El discurso del miedo sufrió un duro golpe en las elecciones del domingo. Esperanza Aguirre lo había apostado todo en la campaña electoral al comodín más seguro ante el electorado madrileño. Cuando un partido lleva tiempo consiguiendo cerca del 50% de los votos, tiene muy idea clara sobre lo que preocupa y atemoriza a la gente. En el duelo ante Manuela Carmena ante las cámaras de Telemadrid, se olvidó del fantasma venezolano, por el que tanto habían apostado El Mundo y ABC, y recurrió a los clásicos populares: ETA, los violentos, el hombre del saco de la Cultura de la Transición.
No había funcionado ante Zapatero en las elecciones de 2008, pero ya sabemos que los políticos tienen una memoria selectiva. Si su remedio mágico no funciona alguna vez, la culpa es de los votantes, ciegos y sordos ante la realidad, su realidad. Así que aplicó la fórmula con su estilo agresivo de costumbre. Transporte público, urbanismo, recogida de basuras, vivienda, tráfico… todas esas competencias de un Ayuntamiento eran sólo minucias. Había que evitar que los amigos de los violentos se hicieran con el control de la capital de España.
Y de repente, se hizo el vacío bajo sus pies. Ganó las elecciones por una diferencia mínima que se traducía en sólo un concejal más y perdió una carretada de votos. La humillación definitiva de la arrogante y despiadada líder del PP madrileño. La jubilación anticipada, la muerte política de alguien acostumbrado a mandar.
Pero como los monstruos de las mejores películas de serie B, Aguirre reapareció después del presunto desenlace final. Herida mortalmente, aún tenía fuerzas para una última aparición, tan espeluznante como la anterior. Los periodistas sólo esperaban el cortejo fúnebre y se acercaron en manada a la rueda de prensa en la que podía confirmarse el óbito. Las plañideras (es decir, tertulianos) ensayaban los lamentos desgarrados.
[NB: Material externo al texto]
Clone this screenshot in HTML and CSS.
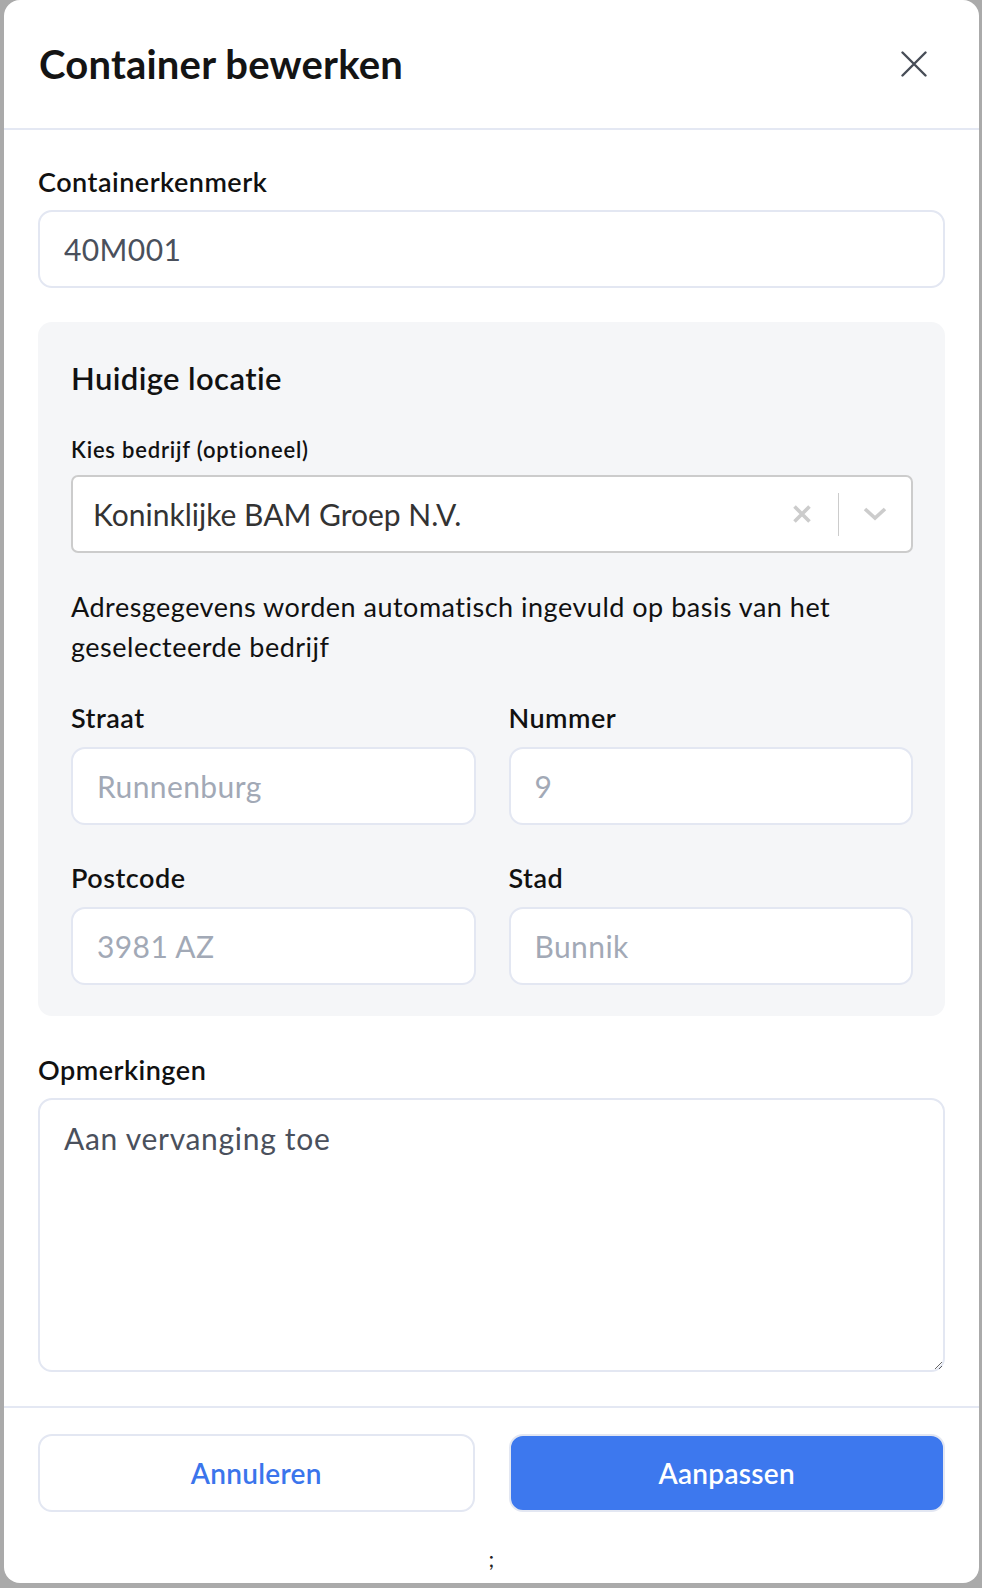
FILE: index.html
```html
<!DOCTYPE html>
<html lang="nl">
<head>
<meta charset="utf-8">
<title>Container bewerken</title>
<link rel="stylesheet" href="styles.css">
</head>
<body>
<div class="modal">
  <header class="modal-header">
    <h1 class="modal-title">Container bewerken</h1>
    <button class="close-btn" aria-label="Sluiten">
      <svg width="26" height="26" viewBox="0 0 26 26"><path d="M1.5 1.5 L24.5 24.5 M24.5 1.5 L1.5 24.5" stroke="#474d57" stroke-width="2.4" stroke-linecap="round" fill="none"/></svg>
    </button>
  </header>
  <div class="modal-body">
    <label class="label">Containerkenmerk</label>
    <input class="field" type="text" value="40M001">

    <section class="location">
      <h2 class="location-title">Huidige locatie</h2>
      <label class="label small">Kies bedrijf (optioneel)</label>
      <div class="select">
        <span class="select-value">Koninklijke BAM Groep N.V.</span>
        <span class="select-clear">
          <svg width="20" height="20" viewBox="0 0 20 20"><path d="M2.5 2.5 L17.5 17.5 M17.5 2.5 L2.5 17.5" stroke="#cccccc" stroke-width="3.6" fill="none"/></svg>
        </span>
        <span class="select-sep"></span>
        <span class="select-arrow">
          <svg width="24" height="14" viewBox="0 0 24 14"><path d="M2 2 L12 11 L22 2" stroke="#cccccc" stroke-width="3.6" fill="none" stroke-linejoin="miter"/></svg>
        </span>
      </div>
      <p class="helper">Adresgegevens worden automatisch ingevuld op basis van het geselecteerde bedrijf</p>
      <div class="grid">
        <div class="group">
          <label class="label">Straat</label>
          <input class="field" type="text" placeholder="Runnenburg">
        </div>
        <div class="group">
          <label class="label">Nummer</label>
          <input class="field" type="text" placeholder="9">
        </div>
        <div class="group">
          <label class="label">Postcode</label>
          <input class="field" type="text" placeholder="3981 AZ">
        </div>
        <div class="group">
          <label class="label">Stad</label>
          <input class="field" type="text" placeholder="Bunnik">
        </div>
      </div>
    </section>

    <label class="label remarks-label">Opmerkingen</label>
    <textarea class="field textarea">Aan vervanging toe</textarea>
  </div>
  <footer class="modal-footer">
    <button class="btn btn-secondary">Annuleren</button>
    <button class="btn btn-primary">Aanpassen</button>
  </footer>
  <div class="stray">;</div>
</div>
</body>
</html>
```

FILE: styles.css
```css
* { box-sizing: border-box; }

html, body {
  margin: 0;
  padding: 0;
}

body {
  background: #aaaaaa;
  font-family: "Lato", "Liberation Sans", sans-serif;
  color: #111111;
  width: 982px;
  height: 1588px;
  overflow: hidden;
}

.modal {
  margin-left: 4px;
  width: 975px;
  height: 1583px;
  background: #ffffff;
  border-radius: 16px;
  overflow: hidden;
  display: flex;
  flex-direction: column;
}

.modal-header {
  height: 130px;
  padding: 0 52px 0 35px;
  display: flex;
  align-items: center;
  justify-content: space-between;
  border-bottom: 2px solid #e4e8f3;
  flex-shrink: 0;
}

.modal-title {
  margin: 0;
  font-size: 40px;
  font-weight: 700;
  color: #141414;
  letter-spacing: 0.2px;
}

.close-btn {
  background: none;
  border: none;
  padding: 0;
  width: 26px;
  height: 26px;
  display: flex;
  align-items: center;
  justify-content: center;
  cursor: pointer;
}

.modal-body {
  padding: 36px 34px 34px 34px;
  display: flex;
  flex-direction: column;
}

.label {
  display: block;
  font-size: 27px;
  font-weight: 600;
  letter-spacing: 0.5px;
  line-height: 32px;
  color: #111111;
  margin-bottom: 12px;
}

.label.small {
  font-size: 22px;
  letter-spacing: 0.8px;
  line-height: 28px;
  margin-top: 40px;
  margin-bottom: 11px;
}

.field {
  display: block;
  width: 100%;
  height: 78px;
  border: 2px solid #e3e7f2;
  border-radius: 14px;
  background: #ffffff;
  padding: 0 24px;
  font-family: "Lato", "Liberation Sans", sans-serif;
  font-size: 30px;
  letter-spacing: 0.4px;
  color: #4a505c;
  outline: none;
}

.field::placeholder {
  color: #a2a9b6;
  opacity: 1;
}

.location {
  margin-top: 34px;
  background: #f5f6f8;
  border-radius: 14px;
  padding: 38px 32px 31px 33px;
}

.location-title {
  margin: 0;
  font-size: 31px;
  font-weight: 600;
  letter-spacing: 0.4px;
  line-height: 36px;
  color: #111111;
}

.select {
  display: flex;
  align-items: center;
  height: 78px;
  background: #ffffff;
  border: 2px solid #cccccc;
  border-radius: 7px;
  padding-left: 20px;
}

.select-value {
  flex: 1;
  font-size: 30px;
  color: #333333;
}

.select-clear {
  display: flex;
  align-items: center;
  justify-content: center;
  width: 20px;
  margin-right: 26px;
}

.select-sep {
  width: 1.5px;
  height: 43px;
  background: #cccccc;
}

.select-arrow {
  display: flex;
  align-items: center;
  justify-content: center;
  width: 24px;
  margin: 0 24px 0 24px;
}

.helper {
  margin: 34px 0 0 0;
  font-size: 27px;
  letter-spacing: 0.5px;
  line-height: 40px;
  color: #111111;
}

.grid {
  margin-top: 35px;
  display: grid;
  grid-template-columns: 1fr 1fr;
  column-gap: 33px;
  row-gap: 37px;
}

.group .label {
  margin-bottom: 13px;
}

.remarks-label {
  margin-top: 38px;
}

.textarea {
  height: 274px;
  padding: 20px 24px;
  resize: vertical;
  line-height: 36px;
  letter-spacing: 0.7px;
}

.modal-footer {
  border-top: 2px solid #e4e8f3;
  padding: 26px 34px 0 34px;
  display: flex;
  gap: 34px;
}

.btn {
  flex: 1;
  height: 78px;
  border-radius: 14px;
  font-family: "Lato", "Liberation Sans", sans-serif;
  font-size: 28px;
  font-weight: 600;
  letter-spacing: 0.3px;
  cursor: pointer;
}

.btn-secondary {
  background: #ffffff;
  border: 2px solid #e3e7f2;
  color: #3b75ec;
}

.btn-primary {
  background: #3d78ee;
  border: 2px solid #e3e7f2;
  color: #ffffff;
}

.stray {
  text-align: center;
  margin-top: 32px;
  font-size: 22px;
  line-height: 30px;
  color: #222222;
}
```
De entre la oscuridad, apareció, no el ataúd, sino el Monstruo. Con menos aura negra que de costumbre. Disparando sus últimas balas. Ofreciendo entregar la alcaldía de Madrid al rival al que ridiculizó y despreció en campaña. Inmolándose con el cinturón de explosivos adosados al cuerpo. La Juana de Arco de la democracia liberal ardía en la pira para prestar su último servicio. ¿A quién? «Quiero evitar que Madrid sea un trampolín para cambiar en noviembre nuestro sistema de civilización».
Pero no era una ópera lo que interpretaba, sino una zarzuela cómica escrita por un dipsómano en estado de pánico y acuciado por la premura y el bajo presupuesto. Demostró su falta de principios (al afirmar que estaba dispuesta a suscribir el programa de su enemigo de siempre), su desesperación (exigiendo una refundación del PP controlada por ella y que acabaría con ella en la cúpula como de costumbre) y su ignorancia (al desconocer que el PSOE necesita a Podemos y otras candidaturas de izquierda para tocar poder en otras comunidades autónomas).
Como ocurre en muchas películas, no era necesario que fuera el protagonista el que asestara el golpe final que acabara con el Monstruo. Podía ser un personaje inesperado. Fue una compañera de partido, probable futura presidenta de la Comunidad, la que le propinó el golpe de espada que lo partió en dos. «A mí no me gustan los frentes antis. No me gusta que hagan un frente antiPP, ni me gusta un frente antinada en general», dijo Cristina Cifuentes.
El Monstruo se precipitó en el abismo, ahora sí, herido de muerte, y cayó sobre un océano de lava. Ahora sí, aparecieron los títulos de crédito y se encendieron las luces.
Al salir del cine, los espectadores coincidían en sus comentarios: «Me gustó más la primera». Es lo que tienen las secuelas en el cine de serie B.